One must give Dasgupta credit for going where many have feared to tread. And in some delightful parts of the book, he reveals the real Ramsays, a family that is united in spirit. Once when Saasha Ramsay, Shyam’s daughter, was little, she thought that a ghost in a film was real, so she was taken to the sets the next day and shown a man being given the get-up of a ghost. With such anecdotes, Dasgupta is able to piece together the real business model of a group that defied all predictions to carve out a niche for itself. Much thought went into these seemingly mindless movies of ghosts, overfed girls in skimpy clothes, dark, thunderous nights, and so on. Dasgupta gets Tulsi Ramsay to explain it: “Horror, horror, horror, horror! When it’s an action movie, you can’t have fights in every scene; there has to be a bit of romance, there has to be something else, a song or something. When you show horror, it has an impact on the audience. But, after that, you need to give them a break. Have a song, or a comedy track, or something light. If you have a long sequence in the night, show some daylight. People will feel that fine, things are all right. You can’t scare people constantly for two to three hours.”

That may sound like a complete package for a bite-your-nails horror show, but a bit later in the book, Dasgupta comments that at their core the Ramsay films were a smart mix of the modern with the ancient, the hip with folklore.

Quoting the well-known author Jerry Pinto, he writes: “The Ramsay films were a smartly calibrated series that pitted modernity against the idea of an ancient, timeless India.... Modernity was presented in a variety of ways.

Young people, hip clothes, city ways, bathtubs and showers. Naturally, this would have to be punished, and the monster would do the punishing. There would also be a religious element to the whole thing.” In fact, religion, often presented as blind belief and superstition, was a constant in their movies. Invariably, there would be huge deities, which were shown at different camera angles depending on the requirements of the story. A swinging idol meant thunder or a bad omen. A peaceful one portrayed good times. There would be tantriks, too, and the occasional priest and maulana.
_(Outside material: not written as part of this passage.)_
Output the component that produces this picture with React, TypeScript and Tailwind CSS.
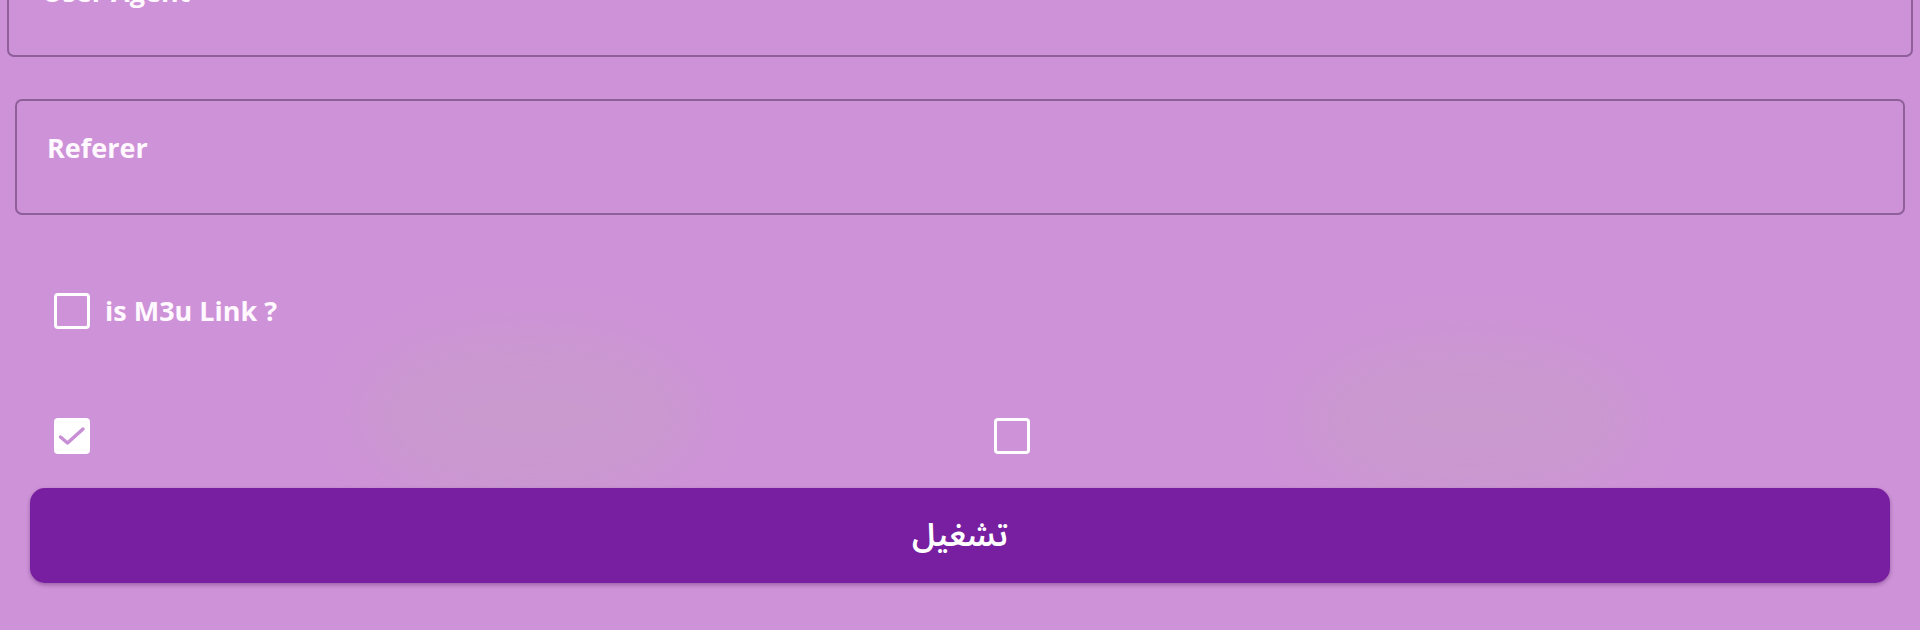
import React from "react";

const font = { fontFamily: '"Open Sans", "Noto Sans", sans-serif' };

function Box({ checked }: { checked?: boolean }) {
  if (checked) {
    return (
      <div className="w-[36px] h-[36px] rounded-[4px] bg-white flex items-center justify-center shrink-0">
        <svg width="36" height="36" viewBox="0 0 36 36">
          <path d="M6.5 19 L13.5 25 L29 11" fill="none" stroke="#c98fd6" strokeWidth="3.5" strokeLinecap="round" strokeLinejoin="round" />
        </svg>
      </div>
    );
  }
  return <div className="w-[36px] h-[36px] rounded-[4px] border-[3px] border-white shrink-0" />;
}

export default function App() {
  return (
    <div className="relative h-[630px] w-[1920px] overflow-hidden bg-[#ce92d8] text-[#fff8ff]" style={font}>
      <div className="pointer-events-none absolute left-[360px] top-[330px] w-[340px] h-[170px] rounded-[50%] bg-[#c6a2c4] opacity-45 blur-[28px]" />
      <div className="pointer-events-none absolute left-[1300px] top-[340px] w-[340px] h-[160px] rounded-[50%] bg-[#c6a2c4] opacity-45 blur-[28px]" />
      <div className="relative mt-[-57px] mx-[7px] h-[114px] border-2 border-[#8f5f9a] rounded-[7px] pl-[33px] pt-[31px]">
        <div className="text-[27px] leading-[32px] font-bold">User Agent</div>
      </div>
      <div className="relative mt-[42px] mx-[15px] h-[116px] border-2 border-[#8f5f9a] rounded-[7px] pl-[30px] pt-[31px]">
        <div className="text-[27px] leading-[32px] font-bold">Referer</div>
      </div>
      <div className="relative mt-[78px] pl-[54px] flex items-center gap-[15px] h-[36px]">
        <Box />
        <span className="text-[27px] leading-[36px] font-bold">is M3u Link ?</span>
      </div>
      <div className="relative mt-[89px] pl-[54px] flex h-[36px]">
        <div className="w-[940px]">
          <Box checked />
        </div>
        <Box />
      </div>
      <div className="relative z-10 mt-[34px] mx-[30px] h-[95px] rounded-[15px] bg-[#781ea0] shadow-[0_2px_4px_rgba(60,0,80,0.35)] flex items-center justify-center">
        <span
          dir="rtl"
          className="text-[32px] font-semibold text-white"
          style={{ fontFamily: '"Noto Sans Arabic", "Noto Sans", "DejaVu Sans", sans-serif' }}
        >
          تشغيل
        </span>
      </div>
    </div>
  );
}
Incidentally, the horror masters had their own tales of horror to relate in their film-making time. Andhera, the movie they made after Do Gaz Zameen Ke Neeche, was stuck with the censors for many years. It had a long love scene and brutal actions shots, all of which the censors edited even as they sat over the movie for a full four years. Kafan, a film they intended to release in 1975, the year of Deewar and Sholay, could not get completed. Its heroine disappeared, and Nasir Khan, Dilip Kumar’s moderately successful brother, passed away before the shooting started. Kafan was left without a body.
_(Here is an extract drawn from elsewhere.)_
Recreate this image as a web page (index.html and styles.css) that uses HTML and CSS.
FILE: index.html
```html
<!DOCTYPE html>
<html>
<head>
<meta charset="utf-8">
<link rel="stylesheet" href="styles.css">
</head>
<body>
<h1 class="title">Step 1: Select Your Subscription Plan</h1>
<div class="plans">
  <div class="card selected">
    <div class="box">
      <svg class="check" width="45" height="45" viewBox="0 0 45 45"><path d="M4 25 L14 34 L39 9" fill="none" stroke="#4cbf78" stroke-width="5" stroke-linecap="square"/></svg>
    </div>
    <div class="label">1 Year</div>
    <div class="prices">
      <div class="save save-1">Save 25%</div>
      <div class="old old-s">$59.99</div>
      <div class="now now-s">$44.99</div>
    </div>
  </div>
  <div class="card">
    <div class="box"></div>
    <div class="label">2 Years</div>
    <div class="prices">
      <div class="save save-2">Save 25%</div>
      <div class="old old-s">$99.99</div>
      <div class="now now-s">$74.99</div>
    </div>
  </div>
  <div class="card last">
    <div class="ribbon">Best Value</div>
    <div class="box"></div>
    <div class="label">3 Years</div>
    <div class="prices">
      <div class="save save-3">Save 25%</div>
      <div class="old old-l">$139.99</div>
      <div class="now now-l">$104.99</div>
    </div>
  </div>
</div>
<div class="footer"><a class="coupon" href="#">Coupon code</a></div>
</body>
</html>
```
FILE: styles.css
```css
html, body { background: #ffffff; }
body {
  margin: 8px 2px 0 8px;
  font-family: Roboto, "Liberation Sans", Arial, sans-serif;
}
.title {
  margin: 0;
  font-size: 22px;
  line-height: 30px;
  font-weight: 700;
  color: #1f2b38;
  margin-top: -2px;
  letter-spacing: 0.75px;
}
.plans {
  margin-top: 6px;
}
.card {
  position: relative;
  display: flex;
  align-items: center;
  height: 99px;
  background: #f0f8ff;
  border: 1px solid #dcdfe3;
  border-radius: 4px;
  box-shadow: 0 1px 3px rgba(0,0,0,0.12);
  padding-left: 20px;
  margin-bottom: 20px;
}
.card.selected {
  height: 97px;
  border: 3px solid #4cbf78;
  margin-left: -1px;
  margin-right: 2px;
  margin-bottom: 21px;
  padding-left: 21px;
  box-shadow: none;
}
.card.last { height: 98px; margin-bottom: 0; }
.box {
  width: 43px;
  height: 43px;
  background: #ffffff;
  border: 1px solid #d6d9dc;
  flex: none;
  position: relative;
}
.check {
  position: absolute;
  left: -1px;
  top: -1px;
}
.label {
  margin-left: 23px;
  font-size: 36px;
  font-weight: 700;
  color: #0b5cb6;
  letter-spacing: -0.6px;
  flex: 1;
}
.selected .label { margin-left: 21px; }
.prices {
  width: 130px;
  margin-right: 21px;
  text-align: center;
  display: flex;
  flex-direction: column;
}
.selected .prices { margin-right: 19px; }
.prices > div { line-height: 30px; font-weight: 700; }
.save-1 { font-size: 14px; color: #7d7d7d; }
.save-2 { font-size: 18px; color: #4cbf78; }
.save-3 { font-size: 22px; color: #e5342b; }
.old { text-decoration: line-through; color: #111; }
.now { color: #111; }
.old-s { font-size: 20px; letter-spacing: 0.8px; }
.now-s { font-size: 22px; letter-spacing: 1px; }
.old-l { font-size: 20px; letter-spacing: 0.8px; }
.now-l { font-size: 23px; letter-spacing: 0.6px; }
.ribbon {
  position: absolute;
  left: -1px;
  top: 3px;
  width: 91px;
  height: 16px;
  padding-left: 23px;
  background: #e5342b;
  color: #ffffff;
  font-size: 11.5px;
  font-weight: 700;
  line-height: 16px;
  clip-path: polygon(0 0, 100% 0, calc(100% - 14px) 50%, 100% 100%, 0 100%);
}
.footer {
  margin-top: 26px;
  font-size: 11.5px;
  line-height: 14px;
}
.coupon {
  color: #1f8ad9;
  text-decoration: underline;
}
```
Much later, the Ramsays experienced greater horror when Maut ka Saya, their take on Jaws, could not be completed. The film was to have an underwater monster, but alas, that could not be managed. The brothers struggled at first to find buyers for Darwaza. However, a smart trick worked asArjun Ramsay happily explains to Dasgupta: “This was about a monster, and we had spent a lot of money to make the monster; we got the right clothes, the mask had come from Mr Tucker.... We spent a lakh on the look of the monster; we were ready. So the distributor came and sat down in a room. Tulsi- ji and Kumar- ji were talking with the distributor, and I was in the adjacent room, making strange and scary noises. I had been dressed up in the monster’s costume, and I had these chains I was using to make a noise. Then, while they were talking, I suddenly burst into the room wearing the costume and the mask, with the chains tied to me, and attacked the distributor. We had decided on the script. Tulsi- ji and Kumar- ji would run away, and I would attack the man. He nearly died.... I jumped on him, and he started shouting.... The distributor came around. Darwaza was released, and it made enough money to keep everyone involved happy.”
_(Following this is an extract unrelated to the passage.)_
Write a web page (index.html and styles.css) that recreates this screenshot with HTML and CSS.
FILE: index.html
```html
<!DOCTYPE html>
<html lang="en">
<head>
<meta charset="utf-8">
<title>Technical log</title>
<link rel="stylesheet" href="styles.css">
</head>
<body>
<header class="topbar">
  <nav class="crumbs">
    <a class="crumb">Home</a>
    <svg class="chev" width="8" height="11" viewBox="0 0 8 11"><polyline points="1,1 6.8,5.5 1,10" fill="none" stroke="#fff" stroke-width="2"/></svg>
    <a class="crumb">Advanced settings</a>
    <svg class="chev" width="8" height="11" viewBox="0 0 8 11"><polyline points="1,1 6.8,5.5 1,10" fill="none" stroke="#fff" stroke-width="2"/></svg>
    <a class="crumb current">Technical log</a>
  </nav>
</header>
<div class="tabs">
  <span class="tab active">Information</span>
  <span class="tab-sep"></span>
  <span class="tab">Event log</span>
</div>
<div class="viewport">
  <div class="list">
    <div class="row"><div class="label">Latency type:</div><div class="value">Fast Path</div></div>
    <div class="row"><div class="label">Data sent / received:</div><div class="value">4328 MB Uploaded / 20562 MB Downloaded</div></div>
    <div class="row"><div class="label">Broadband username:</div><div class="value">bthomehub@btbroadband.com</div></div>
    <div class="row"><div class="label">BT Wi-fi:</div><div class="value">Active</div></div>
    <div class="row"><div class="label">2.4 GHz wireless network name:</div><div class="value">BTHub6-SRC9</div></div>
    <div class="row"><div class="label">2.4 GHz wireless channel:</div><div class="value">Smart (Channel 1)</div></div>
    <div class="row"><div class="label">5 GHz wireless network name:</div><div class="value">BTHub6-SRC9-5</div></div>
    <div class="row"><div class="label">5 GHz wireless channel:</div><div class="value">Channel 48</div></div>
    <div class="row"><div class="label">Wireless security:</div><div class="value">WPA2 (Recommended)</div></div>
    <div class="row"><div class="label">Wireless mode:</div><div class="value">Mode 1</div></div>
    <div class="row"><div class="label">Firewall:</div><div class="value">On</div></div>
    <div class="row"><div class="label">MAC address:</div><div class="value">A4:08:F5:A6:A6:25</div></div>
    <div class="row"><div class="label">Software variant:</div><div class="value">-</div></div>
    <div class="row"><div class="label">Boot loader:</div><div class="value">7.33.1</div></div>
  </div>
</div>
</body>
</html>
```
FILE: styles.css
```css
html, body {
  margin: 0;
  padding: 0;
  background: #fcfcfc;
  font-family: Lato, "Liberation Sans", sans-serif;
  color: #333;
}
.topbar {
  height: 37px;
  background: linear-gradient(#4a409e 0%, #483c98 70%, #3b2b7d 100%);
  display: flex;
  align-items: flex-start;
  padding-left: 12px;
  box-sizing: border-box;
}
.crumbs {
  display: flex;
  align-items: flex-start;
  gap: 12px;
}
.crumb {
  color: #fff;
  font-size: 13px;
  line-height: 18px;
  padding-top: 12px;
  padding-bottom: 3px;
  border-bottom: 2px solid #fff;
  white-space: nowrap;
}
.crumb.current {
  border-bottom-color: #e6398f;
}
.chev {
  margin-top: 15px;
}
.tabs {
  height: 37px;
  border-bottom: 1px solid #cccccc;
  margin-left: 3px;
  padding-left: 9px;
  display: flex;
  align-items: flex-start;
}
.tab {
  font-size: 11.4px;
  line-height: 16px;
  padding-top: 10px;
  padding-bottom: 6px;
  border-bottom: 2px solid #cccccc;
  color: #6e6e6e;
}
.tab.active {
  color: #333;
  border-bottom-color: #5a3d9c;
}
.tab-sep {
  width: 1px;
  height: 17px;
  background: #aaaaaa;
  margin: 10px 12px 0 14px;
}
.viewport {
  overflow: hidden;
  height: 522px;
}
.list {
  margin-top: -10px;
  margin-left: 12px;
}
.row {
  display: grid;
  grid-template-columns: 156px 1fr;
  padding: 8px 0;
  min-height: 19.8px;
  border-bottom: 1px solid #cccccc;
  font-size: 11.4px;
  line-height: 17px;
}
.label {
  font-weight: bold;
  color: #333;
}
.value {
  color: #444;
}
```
Darwaza had a fear factor that many modern-day horror tales with their superb special effects lack. Like most Ramsay films, it too only graced the screens of weather-beaten, downtown cinemas in most cities. And like most Ramsay movies, it made enough money for the next venture. And all their movies added together make the Ramsays the kings of horror in Hindi cinema. There was never a film banner before them that specialised in horror. And despite a Raat (Ram Gopal Varma, 1992) here and a Raaz (Vikram Bhatt, 2002) there, nobody has been able to step into the Ramsays’ shoes. Stories with monsters and voluptuous women on thunderous nights may not get many takers today, but back then the Ramsays blazed a trail. The story of their success comes out in the book. And the mystery surrounding their endless romance with horror is resolved too. However, like most movies of the Ramsays, Dasgupta’s book has places where the narrative meanders or where there are avoidable asides, for instance, when he quotes from recent film books on hit songs and music directors or speaks to people such as Sajid Khan, who is known for his on-screen buffoonery. They just fill up the space without adding value to the book.

But these are like the toll one pays while driving on highways. The drive is otherwise pleasant, uninterrupted and, in many ways, reveals more than the Ramsay heroines do. Don t Disturb the Dead is not a bad option for leisurely Sunday afternoon reading: No horror, no chills, just a beautiful story about the original merchants of fear.